Copy every line that holds "with".
-- MATERIAL FOR THE TASK start --
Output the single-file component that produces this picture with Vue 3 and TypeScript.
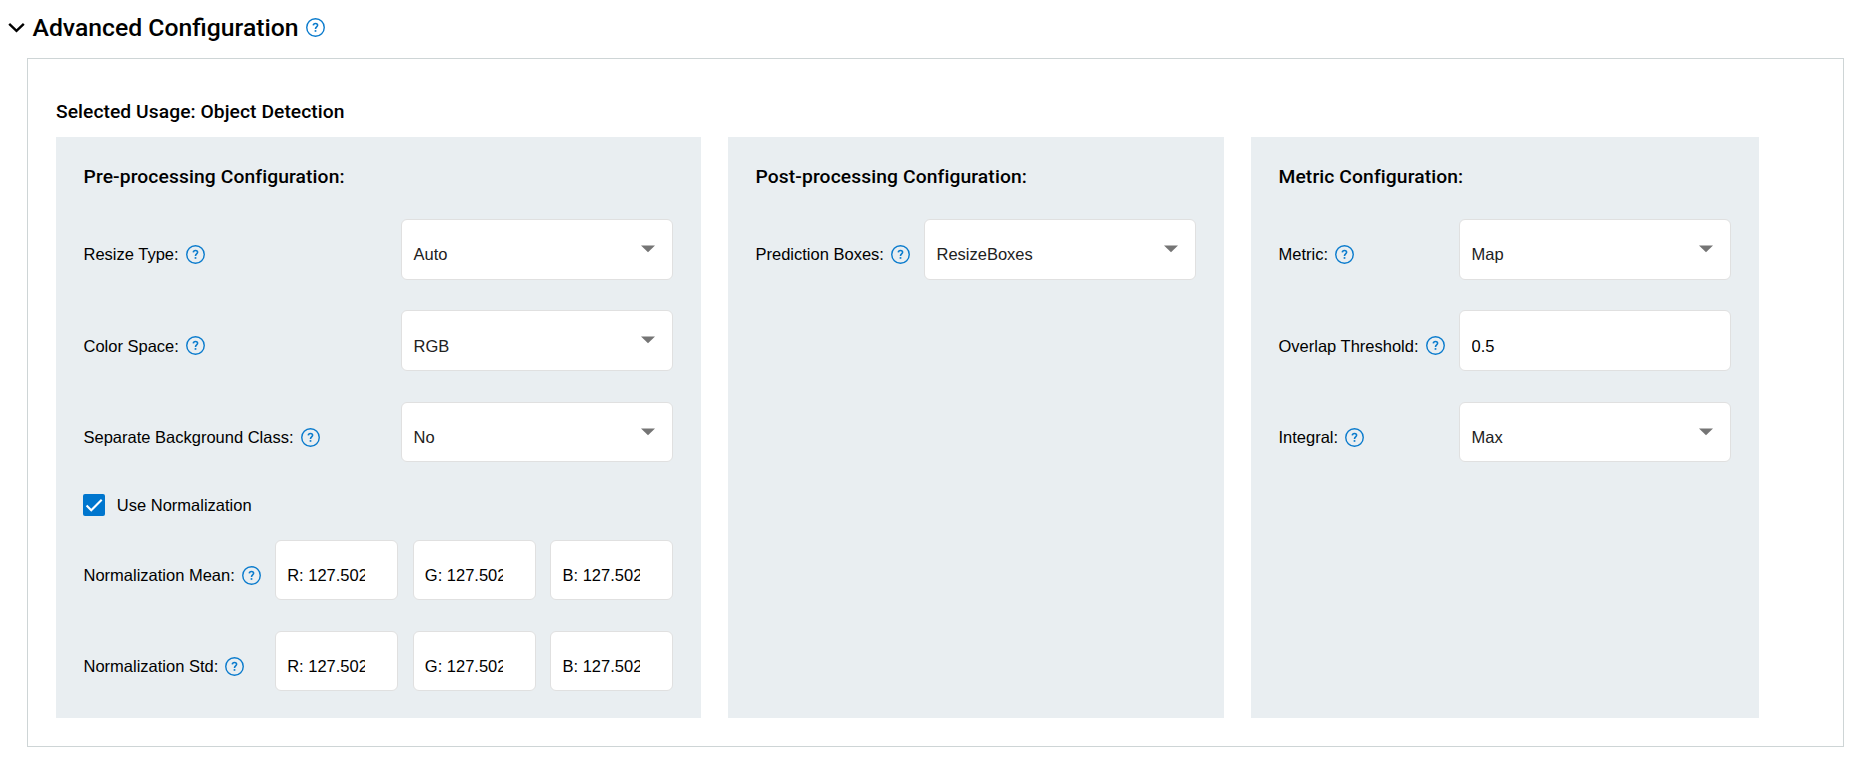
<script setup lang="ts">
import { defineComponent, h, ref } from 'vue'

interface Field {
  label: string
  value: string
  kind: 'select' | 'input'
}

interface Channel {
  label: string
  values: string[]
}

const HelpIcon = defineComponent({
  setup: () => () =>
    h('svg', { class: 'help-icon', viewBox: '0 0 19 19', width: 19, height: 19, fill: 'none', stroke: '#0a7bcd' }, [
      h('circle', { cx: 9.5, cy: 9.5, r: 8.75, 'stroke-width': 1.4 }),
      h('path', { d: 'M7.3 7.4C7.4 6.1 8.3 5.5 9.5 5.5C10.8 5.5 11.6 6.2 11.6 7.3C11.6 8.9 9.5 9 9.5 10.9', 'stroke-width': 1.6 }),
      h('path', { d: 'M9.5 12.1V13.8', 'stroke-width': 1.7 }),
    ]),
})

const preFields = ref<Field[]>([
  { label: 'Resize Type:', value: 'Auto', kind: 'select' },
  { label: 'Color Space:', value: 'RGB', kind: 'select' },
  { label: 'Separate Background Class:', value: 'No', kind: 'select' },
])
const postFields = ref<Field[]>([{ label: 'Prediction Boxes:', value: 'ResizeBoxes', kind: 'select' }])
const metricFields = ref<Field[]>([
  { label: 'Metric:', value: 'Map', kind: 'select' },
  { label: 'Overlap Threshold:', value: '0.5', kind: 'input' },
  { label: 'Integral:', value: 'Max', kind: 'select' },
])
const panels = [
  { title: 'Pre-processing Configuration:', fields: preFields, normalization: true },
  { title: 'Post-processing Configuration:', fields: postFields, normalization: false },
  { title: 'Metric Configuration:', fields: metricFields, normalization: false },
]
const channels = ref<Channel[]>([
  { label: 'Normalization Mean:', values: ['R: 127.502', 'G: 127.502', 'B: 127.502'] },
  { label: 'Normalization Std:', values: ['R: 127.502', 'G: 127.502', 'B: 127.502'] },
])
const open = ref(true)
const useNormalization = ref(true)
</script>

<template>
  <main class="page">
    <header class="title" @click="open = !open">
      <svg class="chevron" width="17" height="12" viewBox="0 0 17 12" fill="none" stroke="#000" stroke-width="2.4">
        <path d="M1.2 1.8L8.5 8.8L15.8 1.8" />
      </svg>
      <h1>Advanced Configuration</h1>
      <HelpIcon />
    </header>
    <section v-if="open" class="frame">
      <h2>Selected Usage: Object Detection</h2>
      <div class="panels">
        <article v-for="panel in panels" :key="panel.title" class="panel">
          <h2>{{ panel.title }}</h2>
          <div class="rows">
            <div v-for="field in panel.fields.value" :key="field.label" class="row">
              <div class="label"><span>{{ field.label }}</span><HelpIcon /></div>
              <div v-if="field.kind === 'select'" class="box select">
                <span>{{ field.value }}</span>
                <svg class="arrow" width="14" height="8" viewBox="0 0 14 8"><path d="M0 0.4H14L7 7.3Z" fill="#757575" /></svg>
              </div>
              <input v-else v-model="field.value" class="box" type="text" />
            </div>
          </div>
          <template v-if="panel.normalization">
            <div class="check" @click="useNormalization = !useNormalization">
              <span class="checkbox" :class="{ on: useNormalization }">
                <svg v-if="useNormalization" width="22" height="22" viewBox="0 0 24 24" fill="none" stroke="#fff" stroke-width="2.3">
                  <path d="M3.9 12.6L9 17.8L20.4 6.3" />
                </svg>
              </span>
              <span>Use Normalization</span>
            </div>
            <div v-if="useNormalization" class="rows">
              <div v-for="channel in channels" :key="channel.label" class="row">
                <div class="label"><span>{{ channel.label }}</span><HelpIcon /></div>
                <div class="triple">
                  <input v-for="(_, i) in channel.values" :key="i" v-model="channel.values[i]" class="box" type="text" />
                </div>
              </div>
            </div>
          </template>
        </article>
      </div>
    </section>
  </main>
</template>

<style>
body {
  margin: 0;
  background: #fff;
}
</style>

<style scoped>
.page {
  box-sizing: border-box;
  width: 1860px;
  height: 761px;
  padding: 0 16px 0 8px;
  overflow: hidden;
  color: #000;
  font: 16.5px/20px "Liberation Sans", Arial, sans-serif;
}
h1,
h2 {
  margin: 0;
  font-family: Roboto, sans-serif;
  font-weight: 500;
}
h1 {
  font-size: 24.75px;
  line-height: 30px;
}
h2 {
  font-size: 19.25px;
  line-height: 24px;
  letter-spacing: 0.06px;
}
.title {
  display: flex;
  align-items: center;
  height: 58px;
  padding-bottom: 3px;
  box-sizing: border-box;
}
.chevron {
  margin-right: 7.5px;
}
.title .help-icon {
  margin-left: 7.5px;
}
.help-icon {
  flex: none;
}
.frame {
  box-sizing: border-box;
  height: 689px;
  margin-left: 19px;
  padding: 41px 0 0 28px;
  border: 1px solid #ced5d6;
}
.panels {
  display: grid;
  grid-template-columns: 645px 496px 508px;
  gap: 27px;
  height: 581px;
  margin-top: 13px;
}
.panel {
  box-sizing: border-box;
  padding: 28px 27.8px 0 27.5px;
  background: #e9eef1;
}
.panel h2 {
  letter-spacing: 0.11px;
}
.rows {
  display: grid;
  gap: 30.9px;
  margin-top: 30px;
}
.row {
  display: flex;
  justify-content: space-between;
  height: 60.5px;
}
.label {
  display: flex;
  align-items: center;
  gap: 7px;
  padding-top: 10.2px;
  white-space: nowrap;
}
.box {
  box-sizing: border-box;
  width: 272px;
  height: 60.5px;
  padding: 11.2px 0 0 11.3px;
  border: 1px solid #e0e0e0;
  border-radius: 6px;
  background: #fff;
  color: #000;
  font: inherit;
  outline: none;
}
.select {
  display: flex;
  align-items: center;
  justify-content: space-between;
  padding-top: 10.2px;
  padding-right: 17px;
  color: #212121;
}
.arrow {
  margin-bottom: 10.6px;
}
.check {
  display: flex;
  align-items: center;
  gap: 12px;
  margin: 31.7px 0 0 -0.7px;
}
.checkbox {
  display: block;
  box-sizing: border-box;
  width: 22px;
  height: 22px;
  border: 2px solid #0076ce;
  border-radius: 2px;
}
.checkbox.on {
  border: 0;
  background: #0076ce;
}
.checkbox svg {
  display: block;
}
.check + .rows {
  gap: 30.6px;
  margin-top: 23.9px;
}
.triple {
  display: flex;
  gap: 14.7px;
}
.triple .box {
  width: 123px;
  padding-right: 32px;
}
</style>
-- MATERIAL FOR THE TASK end --
-- MATERIAL FOR THE TASK start --
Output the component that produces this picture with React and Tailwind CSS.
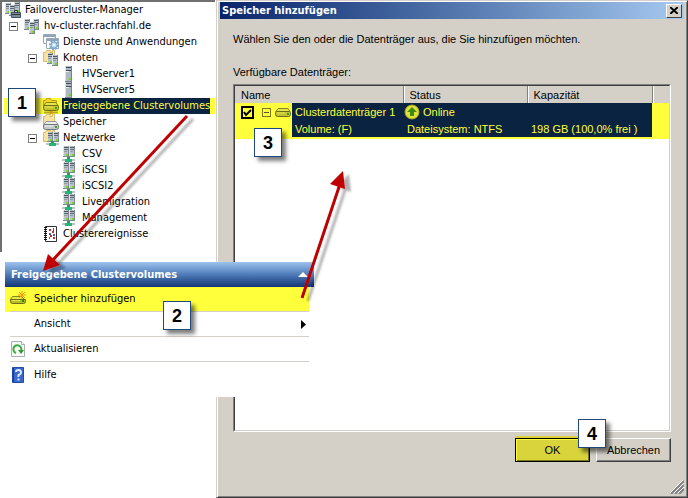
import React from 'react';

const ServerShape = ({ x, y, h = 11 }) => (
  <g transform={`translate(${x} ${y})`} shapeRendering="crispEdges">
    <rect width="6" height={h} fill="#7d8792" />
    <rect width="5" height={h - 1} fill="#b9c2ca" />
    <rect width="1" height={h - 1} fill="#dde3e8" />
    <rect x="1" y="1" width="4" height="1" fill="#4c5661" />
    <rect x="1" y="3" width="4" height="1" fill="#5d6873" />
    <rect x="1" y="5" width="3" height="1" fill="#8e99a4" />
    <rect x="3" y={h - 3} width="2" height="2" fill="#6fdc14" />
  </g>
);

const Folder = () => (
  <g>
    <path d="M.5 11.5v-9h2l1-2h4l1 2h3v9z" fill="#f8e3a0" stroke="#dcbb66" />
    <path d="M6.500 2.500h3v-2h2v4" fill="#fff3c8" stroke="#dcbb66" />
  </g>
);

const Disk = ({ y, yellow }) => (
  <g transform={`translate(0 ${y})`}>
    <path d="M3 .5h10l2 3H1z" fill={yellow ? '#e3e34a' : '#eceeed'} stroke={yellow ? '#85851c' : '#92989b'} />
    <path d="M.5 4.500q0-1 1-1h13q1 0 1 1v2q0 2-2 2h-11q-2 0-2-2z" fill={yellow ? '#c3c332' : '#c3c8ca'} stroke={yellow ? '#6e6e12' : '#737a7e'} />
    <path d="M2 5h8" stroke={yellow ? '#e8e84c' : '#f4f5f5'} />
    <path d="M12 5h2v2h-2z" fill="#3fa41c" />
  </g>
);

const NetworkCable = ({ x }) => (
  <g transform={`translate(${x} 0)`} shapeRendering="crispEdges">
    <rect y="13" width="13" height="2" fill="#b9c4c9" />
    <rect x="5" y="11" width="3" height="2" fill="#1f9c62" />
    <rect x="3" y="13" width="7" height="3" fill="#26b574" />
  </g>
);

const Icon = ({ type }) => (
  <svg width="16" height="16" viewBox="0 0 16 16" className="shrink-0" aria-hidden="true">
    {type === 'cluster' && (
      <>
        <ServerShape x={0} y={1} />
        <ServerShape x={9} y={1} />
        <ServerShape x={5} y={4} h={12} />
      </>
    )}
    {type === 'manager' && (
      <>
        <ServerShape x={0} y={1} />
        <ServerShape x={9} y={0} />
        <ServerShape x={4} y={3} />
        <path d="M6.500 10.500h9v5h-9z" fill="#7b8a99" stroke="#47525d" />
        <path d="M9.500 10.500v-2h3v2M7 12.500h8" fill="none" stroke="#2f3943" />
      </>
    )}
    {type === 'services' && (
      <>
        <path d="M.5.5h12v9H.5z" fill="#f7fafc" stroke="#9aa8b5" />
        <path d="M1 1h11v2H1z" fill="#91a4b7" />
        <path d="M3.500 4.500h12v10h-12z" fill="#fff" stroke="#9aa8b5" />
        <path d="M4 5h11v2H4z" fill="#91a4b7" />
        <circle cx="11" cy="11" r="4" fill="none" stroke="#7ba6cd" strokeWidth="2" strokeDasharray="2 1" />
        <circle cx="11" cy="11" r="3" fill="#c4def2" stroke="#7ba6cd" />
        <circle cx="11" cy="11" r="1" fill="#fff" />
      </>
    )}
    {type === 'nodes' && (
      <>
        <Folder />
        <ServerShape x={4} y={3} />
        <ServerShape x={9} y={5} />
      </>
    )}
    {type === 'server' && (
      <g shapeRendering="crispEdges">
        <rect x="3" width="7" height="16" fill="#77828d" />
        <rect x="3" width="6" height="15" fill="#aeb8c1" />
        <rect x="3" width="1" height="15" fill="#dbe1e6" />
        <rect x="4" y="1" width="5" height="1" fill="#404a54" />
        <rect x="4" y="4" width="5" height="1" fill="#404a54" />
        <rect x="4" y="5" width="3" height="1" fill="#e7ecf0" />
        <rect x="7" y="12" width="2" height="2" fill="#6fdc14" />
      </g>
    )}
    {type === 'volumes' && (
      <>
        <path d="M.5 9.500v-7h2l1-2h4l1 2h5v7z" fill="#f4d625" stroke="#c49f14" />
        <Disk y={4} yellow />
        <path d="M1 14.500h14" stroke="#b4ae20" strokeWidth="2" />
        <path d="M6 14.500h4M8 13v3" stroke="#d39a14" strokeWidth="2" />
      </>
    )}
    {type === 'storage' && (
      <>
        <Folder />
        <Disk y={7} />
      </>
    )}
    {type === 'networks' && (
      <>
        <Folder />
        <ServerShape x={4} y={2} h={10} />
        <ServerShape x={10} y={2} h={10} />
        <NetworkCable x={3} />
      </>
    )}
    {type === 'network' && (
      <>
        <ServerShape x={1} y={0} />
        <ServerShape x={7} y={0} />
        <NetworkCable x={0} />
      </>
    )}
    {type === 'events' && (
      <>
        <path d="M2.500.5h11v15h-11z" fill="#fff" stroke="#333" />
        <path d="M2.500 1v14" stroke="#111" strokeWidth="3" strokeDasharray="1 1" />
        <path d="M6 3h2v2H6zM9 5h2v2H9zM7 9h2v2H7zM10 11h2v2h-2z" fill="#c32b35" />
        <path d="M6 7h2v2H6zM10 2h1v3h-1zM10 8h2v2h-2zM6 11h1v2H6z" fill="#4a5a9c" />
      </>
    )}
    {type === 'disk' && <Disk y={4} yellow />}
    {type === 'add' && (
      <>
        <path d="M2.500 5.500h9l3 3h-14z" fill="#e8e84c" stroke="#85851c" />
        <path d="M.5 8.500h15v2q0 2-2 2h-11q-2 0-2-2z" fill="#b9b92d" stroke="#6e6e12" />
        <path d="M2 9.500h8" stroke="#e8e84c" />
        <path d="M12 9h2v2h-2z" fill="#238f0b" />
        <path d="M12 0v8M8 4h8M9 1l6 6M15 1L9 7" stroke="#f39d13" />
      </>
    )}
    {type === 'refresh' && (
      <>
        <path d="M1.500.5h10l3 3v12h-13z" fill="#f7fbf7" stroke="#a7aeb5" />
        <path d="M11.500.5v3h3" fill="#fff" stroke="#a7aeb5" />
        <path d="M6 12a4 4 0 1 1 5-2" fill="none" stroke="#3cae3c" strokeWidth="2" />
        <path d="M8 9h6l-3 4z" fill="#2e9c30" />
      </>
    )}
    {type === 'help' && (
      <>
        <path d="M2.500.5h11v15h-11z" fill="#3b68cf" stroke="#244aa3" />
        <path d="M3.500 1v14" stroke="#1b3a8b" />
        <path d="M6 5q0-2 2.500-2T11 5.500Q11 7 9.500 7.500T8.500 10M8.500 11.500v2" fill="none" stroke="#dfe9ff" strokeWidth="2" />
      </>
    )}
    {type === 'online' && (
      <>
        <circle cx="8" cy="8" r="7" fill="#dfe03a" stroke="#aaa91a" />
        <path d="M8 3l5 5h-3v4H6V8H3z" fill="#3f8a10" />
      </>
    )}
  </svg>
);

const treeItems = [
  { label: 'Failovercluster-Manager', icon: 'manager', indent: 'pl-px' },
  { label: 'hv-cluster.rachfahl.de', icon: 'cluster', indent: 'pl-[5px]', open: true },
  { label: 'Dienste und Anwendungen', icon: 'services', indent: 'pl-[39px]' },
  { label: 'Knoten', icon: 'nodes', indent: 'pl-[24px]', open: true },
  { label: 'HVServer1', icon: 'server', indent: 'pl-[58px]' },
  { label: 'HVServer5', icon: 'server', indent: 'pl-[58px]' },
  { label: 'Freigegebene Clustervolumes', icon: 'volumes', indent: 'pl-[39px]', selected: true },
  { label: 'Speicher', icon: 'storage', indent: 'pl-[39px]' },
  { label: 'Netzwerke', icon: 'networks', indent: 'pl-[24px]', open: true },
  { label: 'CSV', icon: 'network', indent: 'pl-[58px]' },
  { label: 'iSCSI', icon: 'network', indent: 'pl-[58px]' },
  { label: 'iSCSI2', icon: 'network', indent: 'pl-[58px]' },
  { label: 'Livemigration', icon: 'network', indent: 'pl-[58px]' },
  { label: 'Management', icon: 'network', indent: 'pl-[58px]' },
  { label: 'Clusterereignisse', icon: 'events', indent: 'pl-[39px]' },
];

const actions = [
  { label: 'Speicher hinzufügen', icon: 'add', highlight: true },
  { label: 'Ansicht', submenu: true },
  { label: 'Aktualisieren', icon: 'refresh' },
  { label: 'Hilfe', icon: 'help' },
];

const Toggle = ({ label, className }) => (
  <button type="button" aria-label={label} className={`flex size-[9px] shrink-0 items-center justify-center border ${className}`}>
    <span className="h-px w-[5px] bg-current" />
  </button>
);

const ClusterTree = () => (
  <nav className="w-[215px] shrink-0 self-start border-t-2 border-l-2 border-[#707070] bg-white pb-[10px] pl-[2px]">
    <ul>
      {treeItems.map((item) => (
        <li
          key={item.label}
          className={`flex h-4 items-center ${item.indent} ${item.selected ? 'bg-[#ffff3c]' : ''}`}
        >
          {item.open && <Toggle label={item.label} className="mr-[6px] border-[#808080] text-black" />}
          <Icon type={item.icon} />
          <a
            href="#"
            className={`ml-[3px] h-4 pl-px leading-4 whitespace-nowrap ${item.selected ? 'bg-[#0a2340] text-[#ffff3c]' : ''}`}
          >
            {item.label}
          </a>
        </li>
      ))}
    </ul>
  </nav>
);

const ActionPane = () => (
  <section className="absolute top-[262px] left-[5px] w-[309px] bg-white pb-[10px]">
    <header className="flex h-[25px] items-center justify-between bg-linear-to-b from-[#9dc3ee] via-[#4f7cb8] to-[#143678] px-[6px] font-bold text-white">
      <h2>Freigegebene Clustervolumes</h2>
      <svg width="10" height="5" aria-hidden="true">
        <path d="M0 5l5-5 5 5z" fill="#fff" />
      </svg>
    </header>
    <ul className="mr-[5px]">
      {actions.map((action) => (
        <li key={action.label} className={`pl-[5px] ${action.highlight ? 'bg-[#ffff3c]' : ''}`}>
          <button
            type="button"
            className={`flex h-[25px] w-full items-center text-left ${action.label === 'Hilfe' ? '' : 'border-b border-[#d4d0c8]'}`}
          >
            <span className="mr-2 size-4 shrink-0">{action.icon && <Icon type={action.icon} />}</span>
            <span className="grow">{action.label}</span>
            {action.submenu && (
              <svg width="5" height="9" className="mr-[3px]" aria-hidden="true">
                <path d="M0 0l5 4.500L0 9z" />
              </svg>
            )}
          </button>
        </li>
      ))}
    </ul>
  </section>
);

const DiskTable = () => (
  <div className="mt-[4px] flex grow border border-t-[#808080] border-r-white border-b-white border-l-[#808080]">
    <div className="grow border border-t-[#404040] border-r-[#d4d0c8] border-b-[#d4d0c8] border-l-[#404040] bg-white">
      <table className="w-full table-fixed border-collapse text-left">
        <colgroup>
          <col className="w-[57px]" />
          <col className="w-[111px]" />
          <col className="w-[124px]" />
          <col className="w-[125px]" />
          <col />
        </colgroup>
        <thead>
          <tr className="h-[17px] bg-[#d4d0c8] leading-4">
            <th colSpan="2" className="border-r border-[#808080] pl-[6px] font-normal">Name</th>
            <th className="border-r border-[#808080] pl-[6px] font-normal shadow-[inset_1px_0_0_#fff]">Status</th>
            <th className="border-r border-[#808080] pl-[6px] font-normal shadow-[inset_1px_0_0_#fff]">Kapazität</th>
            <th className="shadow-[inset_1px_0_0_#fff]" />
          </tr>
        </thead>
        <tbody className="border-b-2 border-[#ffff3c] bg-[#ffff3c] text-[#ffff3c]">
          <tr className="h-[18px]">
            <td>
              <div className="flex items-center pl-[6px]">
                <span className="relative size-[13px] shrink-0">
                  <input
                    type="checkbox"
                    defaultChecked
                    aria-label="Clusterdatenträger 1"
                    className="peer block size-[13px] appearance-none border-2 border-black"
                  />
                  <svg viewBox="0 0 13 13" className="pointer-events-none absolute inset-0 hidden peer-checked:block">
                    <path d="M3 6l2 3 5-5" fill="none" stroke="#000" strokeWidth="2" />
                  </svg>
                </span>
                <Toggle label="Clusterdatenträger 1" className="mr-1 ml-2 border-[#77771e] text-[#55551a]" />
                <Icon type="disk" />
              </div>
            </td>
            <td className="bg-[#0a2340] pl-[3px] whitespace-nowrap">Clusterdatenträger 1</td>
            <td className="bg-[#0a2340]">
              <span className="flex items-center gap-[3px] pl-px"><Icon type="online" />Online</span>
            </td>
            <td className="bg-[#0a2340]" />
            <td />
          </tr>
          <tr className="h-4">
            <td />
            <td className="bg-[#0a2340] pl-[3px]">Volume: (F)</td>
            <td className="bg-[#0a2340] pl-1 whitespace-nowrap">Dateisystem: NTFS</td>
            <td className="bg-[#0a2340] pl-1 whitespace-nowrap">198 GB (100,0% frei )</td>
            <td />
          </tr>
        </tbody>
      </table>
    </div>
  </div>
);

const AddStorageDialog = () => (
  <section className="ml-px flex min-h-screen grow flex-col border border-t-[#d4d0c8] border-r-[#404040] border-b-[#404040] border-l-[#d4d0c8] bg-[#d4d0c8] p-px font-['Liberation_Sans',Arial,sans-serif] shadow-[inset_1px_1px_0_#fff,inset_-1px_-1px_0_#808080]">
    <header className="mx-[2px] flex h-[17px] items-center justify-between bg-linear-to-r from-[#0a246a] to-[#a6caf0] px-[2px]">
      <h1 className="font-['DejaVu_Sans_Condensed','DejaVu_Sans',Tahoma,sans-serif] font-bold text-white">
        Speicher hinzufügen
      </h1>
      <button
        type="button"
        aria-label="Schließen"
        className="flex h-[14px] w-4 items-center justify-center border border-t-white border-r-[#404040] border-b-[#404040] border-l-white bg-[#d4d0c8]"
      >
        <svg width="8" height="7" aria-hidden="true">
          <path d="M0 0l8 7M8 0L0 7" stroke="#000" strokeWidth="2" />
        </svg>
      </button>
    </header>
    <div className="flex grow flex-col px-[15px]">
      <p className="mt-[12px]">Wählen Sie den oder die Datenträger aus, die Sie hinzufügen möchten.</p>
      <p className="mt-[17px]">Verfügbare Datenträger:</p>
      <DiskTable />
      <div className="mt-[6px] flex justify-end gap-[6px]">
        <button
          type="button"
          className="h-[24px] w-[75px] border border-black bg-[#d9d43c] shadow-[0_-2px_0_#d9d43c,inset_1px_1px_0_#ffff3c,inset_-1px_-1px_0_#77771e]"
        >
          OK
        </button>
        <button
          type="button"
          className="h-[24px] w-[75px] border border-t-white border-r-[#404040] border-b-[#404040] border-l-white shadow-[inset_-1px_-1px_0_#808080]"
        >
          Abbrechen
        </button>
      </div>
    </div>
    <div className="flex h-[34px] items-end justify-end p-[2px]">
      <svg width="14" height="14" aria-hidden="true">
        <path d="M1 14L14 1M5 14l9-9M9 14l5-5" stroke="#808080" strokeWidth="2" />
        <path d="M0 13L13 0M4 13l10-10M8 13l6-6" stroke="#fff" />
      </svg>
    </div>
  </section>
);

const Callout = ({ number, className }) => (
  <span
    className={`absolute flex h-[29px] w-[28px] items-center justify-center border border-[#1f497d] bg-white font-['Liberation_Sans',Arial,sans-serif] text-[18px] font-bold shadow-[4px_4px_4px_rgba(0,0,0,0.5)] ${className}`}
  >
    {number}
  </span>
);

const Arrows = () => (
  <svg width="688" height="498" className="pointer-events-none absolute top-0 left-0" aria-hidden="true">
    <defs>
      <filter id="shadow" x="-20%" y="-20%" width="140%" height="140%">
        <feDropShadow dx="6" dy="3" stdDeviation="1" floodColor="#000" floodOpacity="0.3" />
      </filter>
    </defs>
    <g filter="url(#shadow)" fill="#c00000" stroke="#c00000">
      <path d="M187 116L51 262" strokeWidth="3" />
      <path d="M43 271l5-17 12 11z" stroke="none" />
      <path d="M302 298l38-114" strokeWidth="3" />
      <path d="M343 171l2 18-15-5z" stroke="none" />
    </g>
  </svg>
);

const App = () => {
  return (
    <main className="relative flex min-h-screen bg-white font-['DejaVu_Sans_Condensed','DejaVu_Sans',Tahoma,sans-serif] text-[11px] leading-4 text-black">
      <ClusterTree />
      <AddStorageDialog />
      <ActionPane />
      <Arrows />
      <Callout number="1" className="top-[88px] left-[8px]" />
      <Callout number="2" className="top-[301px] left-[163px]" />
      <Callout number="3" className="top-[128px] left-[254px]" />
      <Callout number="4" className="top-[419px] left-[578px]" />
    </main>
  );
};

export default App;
-- MATERIAL FOR THE TASK end --
CORRECT ANSWER:
Output the single-file component that produces this picture with Vue 3 and TypeScript.
Output the component that produces this picture with React and Tailwind CSS.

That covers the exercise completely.